### Exercise aim
Gather every line below where "index" appears.
-- start --
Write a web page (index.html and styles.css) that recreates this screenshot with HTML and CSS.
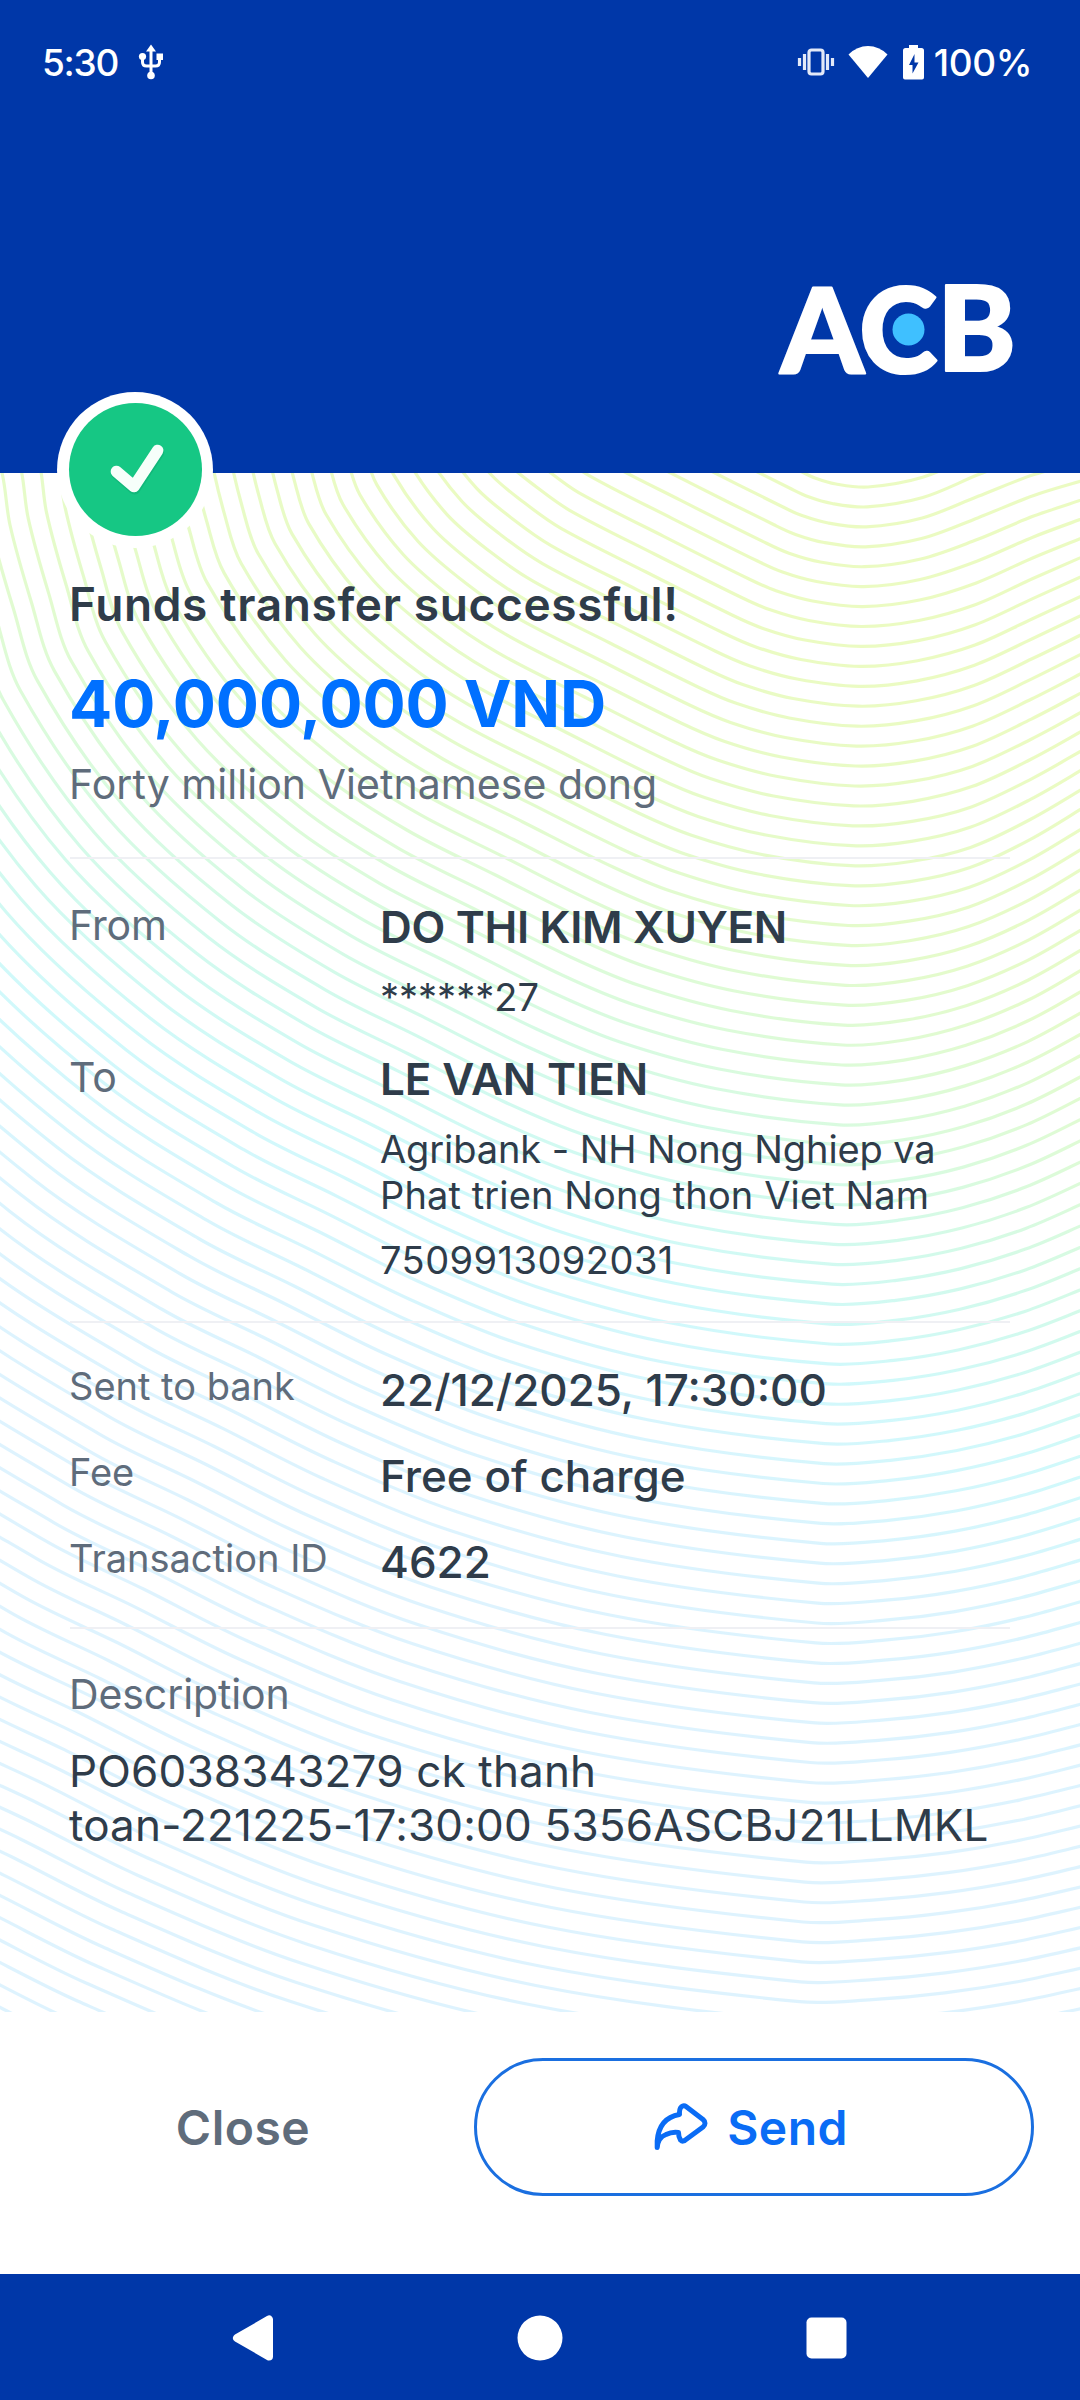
FILE: index.html
```html
<!DOCTYPE html>
<html lang="en">
<head>
<meta charset="utf-8">
<title>Funds transfer</title>
<link rel="stylesheet" href="styles.css">
</head>
<body>
<main class="screen">
  <header class="header">
    <div class="status">
      <div class="status-left">
        <span class="clock">5:30</span>
        <svg class="usb" width="26" height="36" viewBox="0 0 26 36" fill="none" stroke="#fff" stroke-width="3">
          <path d="M13 30V5M4.500 12v6q0 4 4 4h9q4 0 4-4v-6"/>
          <path d="M13 0.500l5 7h-10zM18.500 9.500h6.500v6.500h-6.500z" fill="#fff" stroke="none"/>
          <circle cx="4.500" cy="12.500" r="3.600" fill="#fff" stroke="none"/>
          <circle cx="13" cy="31.500" r="3.800" fill="#fff" stroke="none"/>
        </svg>
      </div>
      <div class="status-right">
        <svg class="vibrate" width="38" height="28" viewBox="0 0 38 28" fill="none" stroke="#e3e9f8" stroke-width="3.2">
          <rect x="12" y="2" width="14" height="24" rx="2.500"/>
          <path d="M7.500 6v16M2.500 10v8M30.500 6v16M35.500 10v8"/>
        </svg>
        <svg class="wifi" width="40" height="34" viewBox="0 0 40 34"><path fill="#fff" d="M20 33L0.500 9.500Q9 1 20 1t19.500 8.500z"/></svg>
        <svg class="battery" width="21" height="35" viewBox="0 0 21 35">
          <path fill="#fff" d="M6 0h9v3h3.500q2.500 0 2.500 2.500v27q0 2-2 2h-17q-2 0-2-2v-27q0-2.500 2.500-2.500H6z"/>
          <path fill="#0037a8" d="M11.500 9L6 20h3.500v8.500L15.500 17.500H11.500z"/>
        </svg>
        <span class="percent">100%</span>
      </div>
    </div>
    <svg class="logo" width="260" height="150" viewBox="-10 -30 260 150" role="img" aria-label="ACB">
      <g class="logo-text"><text x="4.500" y="92.500">A</text><text x="83" y="93">C</text><text x="161" y="91">B</text></g>
      <circle cx="132.500" cy="49.500" r="16" fill="#3fc0ff"/>
    </svg>
  </header>
  <section class="receipt">
    <svg class="waves" id="waves" width="1080" height="1539" viewBox="0 473 1080 1539">
      <defs>
        <linearGradient id="tint" gradientUnits="userSpaceOnUse" x1="500" y1="500" x2="70" y2="1434">
          <stop offset="0" stop-color="#ebfbc2"/>
          <stop offset=".22" stop-color="#e5fbca"/>
          <stop offset=".38" stop-color="#dcfbda"/>
          <stop offset=".5" stop-color="#d2faec"/>
          <stop offset=".63" stop-color="#d0f9fb"/>
          <stop offset=".8" stop-color="#dbf4fe"/>
          <stop offset="1" stop-color="#def3fe"/>
        </linearGradient>
      </defs>
    </svg>
    <div class="badge">
      <svg width="133" height="133" viewBox="0 0 133 133">
        <path d="M48 70.500L65.500 85.500L89.200 49.500" fill="none" stroke="#0a9f68" stroke-opacity=".35" stroke-width="12" stroke-linecap="round" stroke-linejoin="round"/>
        <path d="M47.400 68.500L65 83.500L88.700 47.500" fill="none" stroke="#f6fffa" stroke-width="11.500" stroke-linecap="round" stroke-linejoin="round"/>
      </svg>
    </div>
    <div class="content">
      <h1 class="title">Funds transfer successful!</h1>
      <p class="amount">40,000,000 VND</p>
      <p class="words">Forty million Vietnamese dong</p>
      <hr class="rule">
      <div class="parties">
        <div class="row">
          <span class="label big">From</span>
          <div class="value"><p class="name sender">DO THI KIM XUYEN</p><p class="detail">******27</p></div>
        </div>
        <div class="row">
          <span class="label big">To</span>
          <div class="value">
            <p class="name">LE VAN TIEN</p>
            <p class="detail"><span class="tight">Agribank - NH Nong Nghiep va</span><br><span class="loose">Phat trien Nong thon Viet Nam</span></p>
            <p class="detail account">7509913092031</p>
          </div>
        </div>
      </div>
      <hr class="rule">
      <div class="facts">
        <div class="row"><span class="label">Sent to bank</span><span class="fact">22/12/2025, 17:30:00</span></div>
        <div class="row"><span class="label">Fee</span><span class="fact">Free of charge</span></div>
        <div class="row"><span class="label">Transaction ID</span><span class="fact">4622</span></div>
      </div>
      <hr class="rule">
      <p class="label big desc-label">Description</p>
      <p class="desc">PO6038343279 ck thanh<br>toan-221225-17:30:00 5356ASCBJ21LLMKL</p>
    </div>
  </section>
  <footer class="actions">
    <button class="close">Close</button>
    <button class="send">
      <svg width="54" height="48" viewBox="0 0 54 48" fill="none" stroke="#0a6cf5" stroke-width="5" stroke-linecap="round" stroke-linejoin="round">
        <path d="M29 2.800Q25 4 25.500 11.500Q5 15 3.200 38V44.500Q4 34.500 12 31.500Q18 28.500 24.500 29.500Q24.500 34 26.500 37Q29 39.500 32 36.500L49 24Q53 20 49 16.500L32 3.500Q30.500 2.300 29 2.800Z"/>
      </svg>
      <span>Send</span>
    </button>
  </footer>
  <nav class="navbar">
    <svg width="42" height="46" viewBox="0 0 42 46"><path d="M37 4.500V41.500L5 23z" fill="#fff" stroke="#fff" stroke-width="8" stroke-linejoin="round"/></svg>
    <svg width="46" height="46" viewBox="0 0 46 46"><circle cx="23" cy="23" r="22.500" fill="#fff"/></svg>
    <svg width="42" height="42" viewBox="0 0 42 42"><rect x="0.500" y="0.500" width="40" height="41" rx="5" fill="#fff"/></svg>
  </nav>
</main>
<script src="waves.js"></script>
</body>
</html>
```
FILE: waves.js
```js
// Contour lines: every line k is a smooth curve through one point on each guide ray.
const leftRays = [
  [585, 270, -18.9, 3.7],
  [599, 315, -18.64, 5],
  [594, 324, -18.25, 6.28],
  [594, 349, -17.6, 7.85],
  [597.5, 357.5, -16.97, 9.8],
  [609, 369, -14.7, 13.25],
  [618, 374, -11.7, 16.1],
  [633, 386, -9.05, 17.76],
  [716, 429, -8.8, 17.85],
  [800, 471, -8.5, 18],
  [815, 478, -6.5, 18.8],
  [836, 484, -3.9, 19.5]
];
const riseKeys = [
  [0, [10, 34, 54, 65]],
  [7, [6, 22, 48, 73]],
  [20, [4, 18, 46, 82]],
  [28, [5, 20, 45, 80]],
  [43, [3.6, 14.5, 32.6, 58]],
  [60, [2.6, 10.5, 24, 42]],
  [80, [2, 8.5, 19, 34]]
];

function rises(k) {
  let i = 0;
  while (i < riseKeys.length - 2 && k > riseKeys[i + 1][0]) i++;
  const [k0, a] = riseKeys[i];
  const [k1, b] = riseKeys[i + 1];
  const t = (k - k0) / (k1 - k0);
  return a.map((v, n) => v + (b[n] - v) * t);
}

function linePoints(k) {
  const pts = leftRays.map(([x, y, vx, vy]) => [x + k * vx, y + k * vy]);
  const mx = 868 - 0.9 * k;
  const my = 487 + 19.93 * k;
  pts.push([mx, my]);
  rises(k).forEach((r, n) => pts.push([mx + (1090 - mx) * (n + 1) / 4, my - r]));
  return pts;
}

function smooth(p) {
  let d = `M${p[0][0].toFixed(1)} ${p[0][1].toFixed(1)}`;
  for (let i = 0; i < p.length - 1; i++) {
    const a = p[Math.max(i - 1, 0)], b = p[i], c = p[i + 1], e = p[Math.min(i + 2, p.length - 1)];
    const len = Math.hypot(c[0] - b[0], c[1] - b[1]) / 3;
    const t1 = Math.hypot(c[0] - a[0], c[1] - a[1]) || 1;
    const t2 = Math.hypot(e[0] - b[0], e[1] - b[1]) || 1;
    const q = [
      b[0] + (c[0] - a[0]) / t1 * len, b[1] + (c[1] - a[1]) / t1 * len,
      c[0] - (e[0] - b[0]) / t2 * len, c[1] - (e[1] - b[1]) / t2 * len,
      c[0], c[1]
    ];
    d += 'C' + q.map(v => v.toFixed(1)).join(' ');
  }
  return d;
}

const waves = document.getElementById('waves');
for (let k = 0; k <= 100; k++) {
  const path = document.createElementNS('http://www.w3.org/2000/svg', 'path');
  path.setAttribute('d', smooth(linePoints(k)));
  path.setAttribute('class', 'wave');
  waves.appendChild(path);
}
```
FILE: styles.css
```css
* { box-sizing: border-box; margin: 0; padding: 0; }
body { width: 1080px; height: 2400px; overflow: hidden; background: #fff; font-family: Inter, "Noto Sans", sans-serif; color: #2f3c4a; }
.screen { display: flex; flex-direction: column; width: 1080px; height: 2400px; }

.header { display: flex; flex-direction: column; height: 473px; background: #0037a8; }
.status { display: flex; justify-content: space-between; align-items: center; height: 124px; padding: 0 48px 0 42px; color: #fff; font-size: 37px; font-weight: 500; }
.status-left, .status-right { display: flex; align-items: center; }
.clock { letter-spacing: -1.3px; }
.percent { margin-left: 10px; letter-spacing: -0.4px; }
.usb { margin-left: 20px; }
.wifi { margin-left: 13px; }
.battery { margin-left: 15px; }
.logo { align-self: flex-end; margin: 126px 54px 0 0; }
.logo-text { font-family: Lato, sans-serif; font-weight: 900; font-size: 119px; fill: #fff; stroke: #fff; stroke-width: 2.2; stroke-linejoin: round; }

.receipt { position: relative; height: 1539px; padding: 0 69px; }
.waves { position: absolute; left: 0; top: 0; }
.wave { fill: none; stroke: url(#tint); stroke-width: 3.2; }
.badge { position: absolute; left: 57px; top: -81px; width: 156px; height: 156px; border-radius: 50%; background: #fff; padding: 11px 12px; }
.badge svg { display: block; background: #16c784; border-radius: 50%; }
.content { position: relative; padding-top: 101px; }
.title { font-size: 46px; line-height: 60px; font-weight: 600; letter-spacing: 0.65px; white-space: nowrap; }
.amount { margin-top: 35px; font-size: 64px; line-height: 70px; font-weight: 700; letter-spacing: -0.1px; color: #0070ff; }
.words { margin-top: 17px; font-size: 41px; line-height: 56px; letter-spacing: 0.05px; color: #5f6c7b; }
.rule { height: 2px; margin: 0 1px; border: 0; background: #eff0f4; }
.words + .rule { margin-top: 45px; }
.row { display: flex; align-items: flex-start; }
.label { width: 311px; font-size: 38px; line-height: 46px; color: #5f6c7b; }
.label.big { font-size: 41px; line-height: 50px; letter-spacing: -0.1px; }
.parties { display: flex; flex-direction: column; gap: 32px; padding: 41px 0 38px; }
.name { font-size: 44px; line-height: 54px; font-weight: 600; letter-spacing: -0.1px; }
.sender { letter-spacing: -0.32px; }
.detail { margin-top: 20px; font-size: 38px; line-height: 46px; white-space: nowrap; }
.tight { letter-spacing: -0.1px; }
.loose { letter-spacing: 0.12px; }
.account { margin-top: 19px; letter-spacing: 0.45px; }
.facts { display: flex; flex-direction: column; gap: 32px; padding: 40px 0 38px; }
.fact { font-size: 44px; line-height: 54px; font-weight: 500; }
.desc-label { margin-top: 40px; }
.desc { margin-top: 25px; font-size: 44px; line-height: 54px; letter-spacing: 0.17px; white-space: nowrap; }

.actions { display: flex; justify-content: space-between; height: 262px; padding: 46px; }
button { border: 0; background: none; font: 600 48px Inter, "Noto Sans", sans-serif; }
.close { width: 394px; height: 138px; color: #5f6c7b; letter-spacing: 0.5px; }
.send { display: flex; align-items: center; justify-content: center; gap: 19px; width: 560px; height: 138px; padding-right: 6px; border: 3px solid #1a6fe0; border-radius: 69px; color: #0a6cf5; letter-spacing: 0.4px; }

.navbar { display: flex; align-items: center; gap: 243px; height: 126px; padding: 2px 0 0 232px; background: #0037a8; }
```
-- end --
### Exercise answer
Write a web page (index.html and styles.css) that recreates this screenshot with HTML and CSS.
FILE: index.html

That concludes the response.